= Portsmouth Sinfonia =

English orchestra (1970–1979)

William Tell Overture by Gioachino Rossini, played by the Portsmouth Sinfonia (opening, 1974)

The Portsmouth Sinfonia was an English orchestra founded by a group of students at the Portsmouth School of Art in 1970. The Sinfonia was generally open to anyone and ended up drawing players who either had no musical training or, if they were musicians, chose to play an instrument that was entirely new to them. Among the founding members was one of their teachers, English composer Gavin Bryars. The orchestra started as a one-off, tongue-in-cheek performance art ensemble but became a cultural phenomenon over the following 10 years, with concerts, record albums, a film and a hit single. They last performed publicly in 1979.

==History==
Bryars was interested more in experimenting with the nature of music than in forming a traditional orchestra. Instead of picking the most competent musicians he could find, he encouraged anyone to join, regardless of talent, ability, or experience. The only rules were that everyone had to come for rehearsals and that people should try their best to get it right and not intentionally try to play badly. The first recording made by the Sinfonia was a flexi disc of Rossini's William Tell Overture, which was sent out as the invitation for the art school's degree show that year.

The early repertoire of the Sinfonia was drawn from standard classical repertoire (such as "The Blue Danube" and Also sprach Zarathustra), so that most orchestra members would have a rough idea of what the piece should sound like even if they could not play their chosen instrument accurately. In later years, the group's repertoire expanded to popular music, including rock and roll. Many modern composers and musicians found this to be interesting and even profound, considering the comedic aspects of the music merely a bonus, though the comedy was used extensively for marketing purposes. Brian Eno was interested enough to join the orchestra playing clarinet, and subsequently producing their first two albums.

The Sinfonia was invited by the composer Michael Parsons to play the Purcell Room at London's Royal Festival Hall. Their first album, Portsmouth Sinfonia Plays the Popular Classics, was released in 1974. On 28 May 1974, as their fame increased, they played a concert that sold thousands of tickets at the Royal Albert Hall with conductor John Farley. The orchestra's take on the late 1970s and early 1980s vogue for pop classical medleys, "Classical Muddly" – produced by their manager Martin Lewis and released by Springtime!/Island Records in 1981 – is characteristic of their sound, and was inspired by the Royal Philharmonic Orchestra's "Hooked on Classics". The single, which consisted of the group's previous recordings sped up, amalgamated, and synchronized to a disco beat, was a top 40 hit in the UK singles chart.

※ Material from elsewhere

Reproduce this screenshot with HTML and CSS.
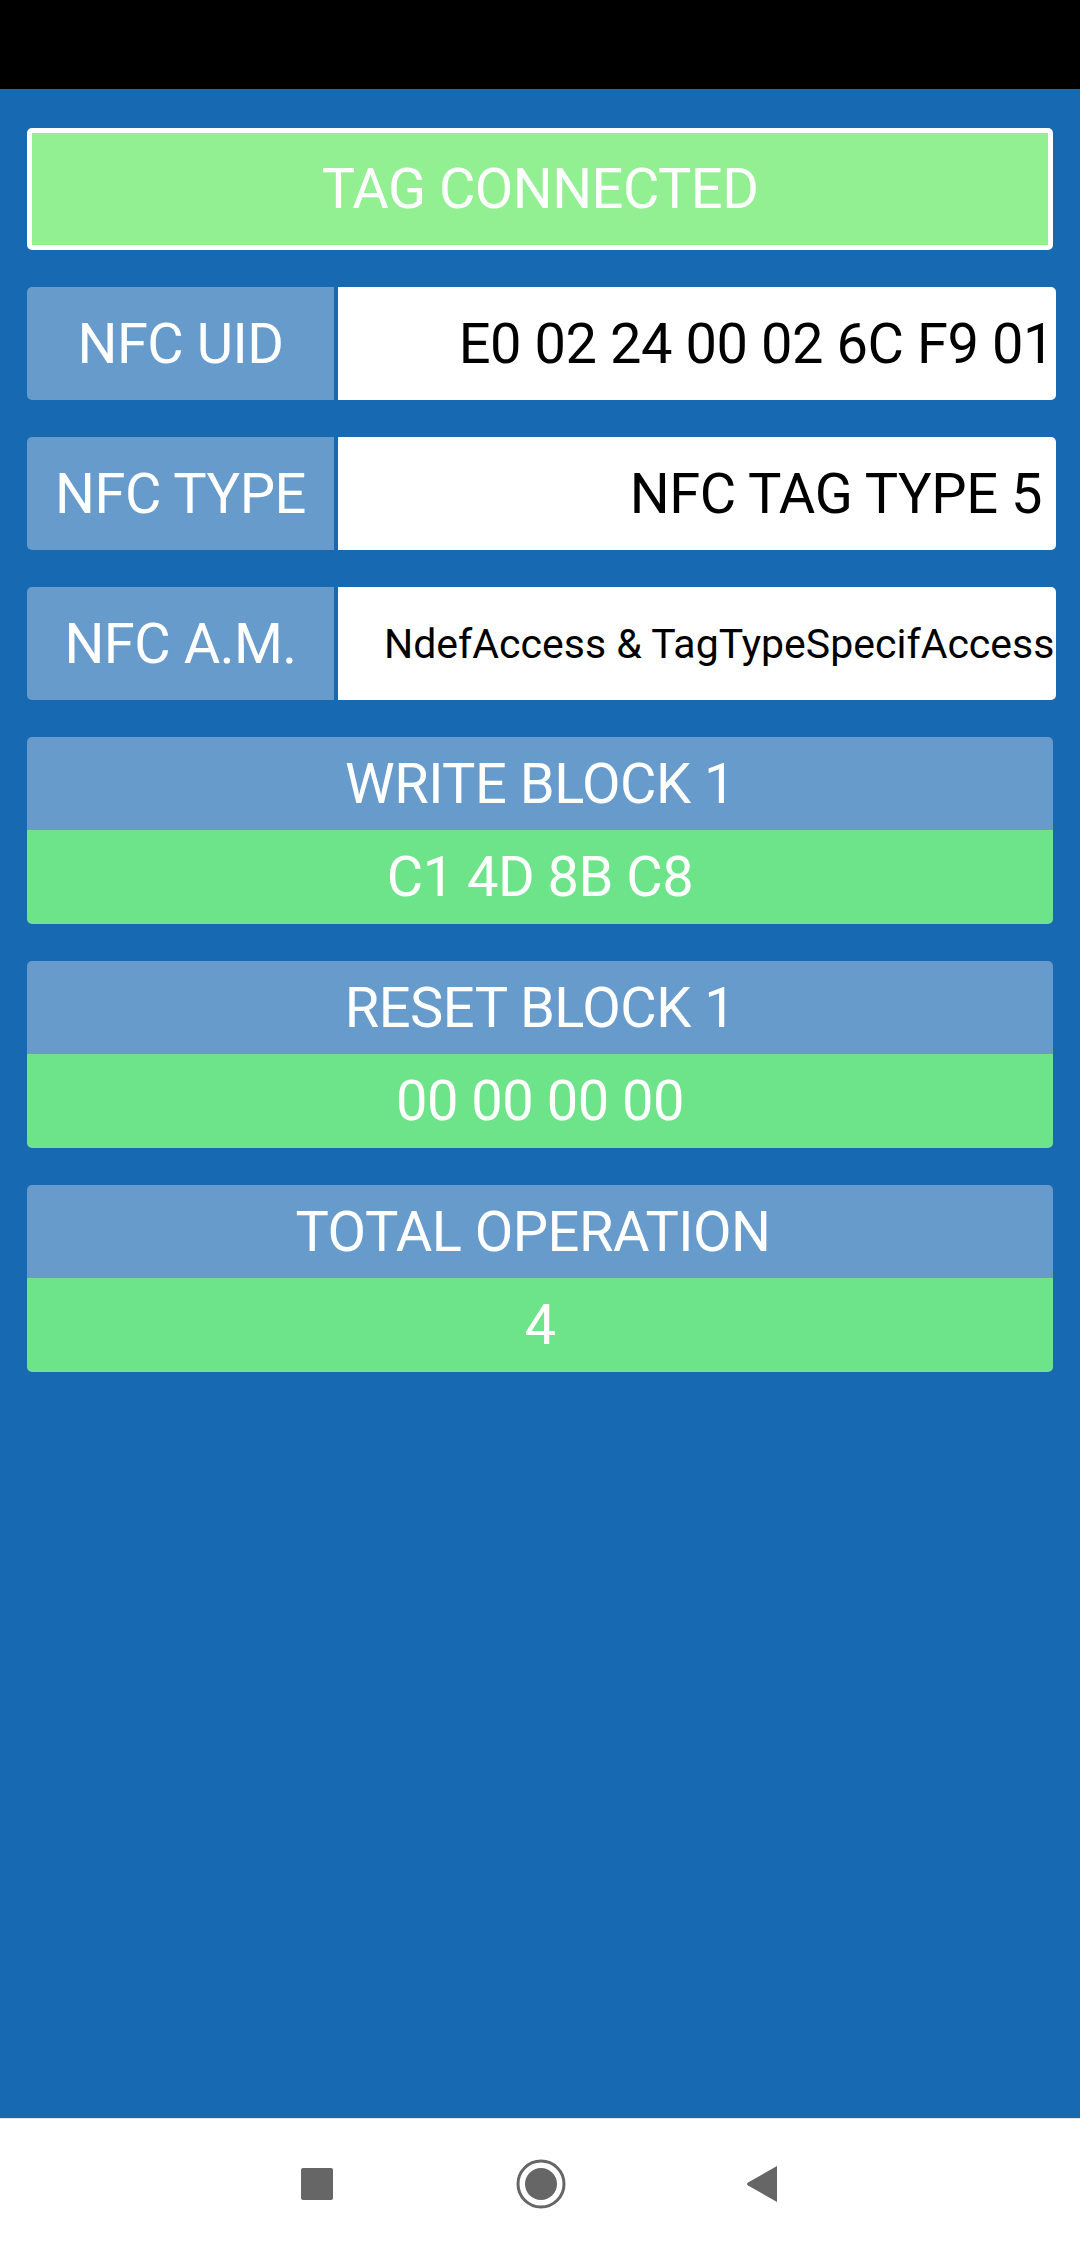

As the years passed, the Sinfonia's musicians eventually became accustomed to and more skilled at playing their instruments, which diminished the novelty of the group. Although the group never formally disbanded, it ceased performing in 1979.

A recording of the Sinfonia playing the beginning of Also sprach Zarathustra has achieved some fame as an internet meme under the moniker "orchestra fail", further gaining popularity on YouTube via references from musician Devin Townsend. The recording was used as the walk-on music for Swedish band Peter Bjorn and John during their 2011 "Gimme Some" tour in the US.

The Sinfonia was the subject of a 2011 BBC Radio 4 documentary presented by Jolyon Jenkins in the series "In Living Memory", in which Bryars disputed the notion that members were required to be novices at their instruments and said that it was a "scurrilous rumour put about by the BBC".

Michael Nyman created a similar orchestra called Foster's Social Orchestra, which is heard on the soundtrack of the 1999 film Ravenous.

==Discography==
===Albums===
- 1973: Plays The Popular Classics (Translantic Records TRA 275)
- 1974: Hallelujah (Transatlantic Records TRA 285)
- 1979: 20 Classic Rock Classics (Philips 9109 231)

===Singles===
- 1973: William Tell Overture / Blue Danube Waltz (Transatlantic Records BIG 515) - From "Plays The Popular Classics"
- 1974: An Der Schönen Blauen Donau / Also Sprach Zarathustra (Transatlantic Records M 25.609) - From "Plays The Popular Classics"
- 1981: Classical Muddly / Hallelujah Chorus (Springtime Records WIP 6736) - UK Singles Chart 12 September 1981 No. 38

===Compilation===
- 1993: Dead Parrot Society: The Best of British Comedy (Rhino Records R2 71049) - Compilation includes four tracks by Portsmouth Sinfonia, one, Overture/Pinball Wizard (Live!), previously unissued.

===Collaboration===
With Eno
- 1974: Taking Tiger Mountain (By Strategy) (Island ILPS 9309) - Portsmouth Sinfonia play strings on Put a Straw Under Baby.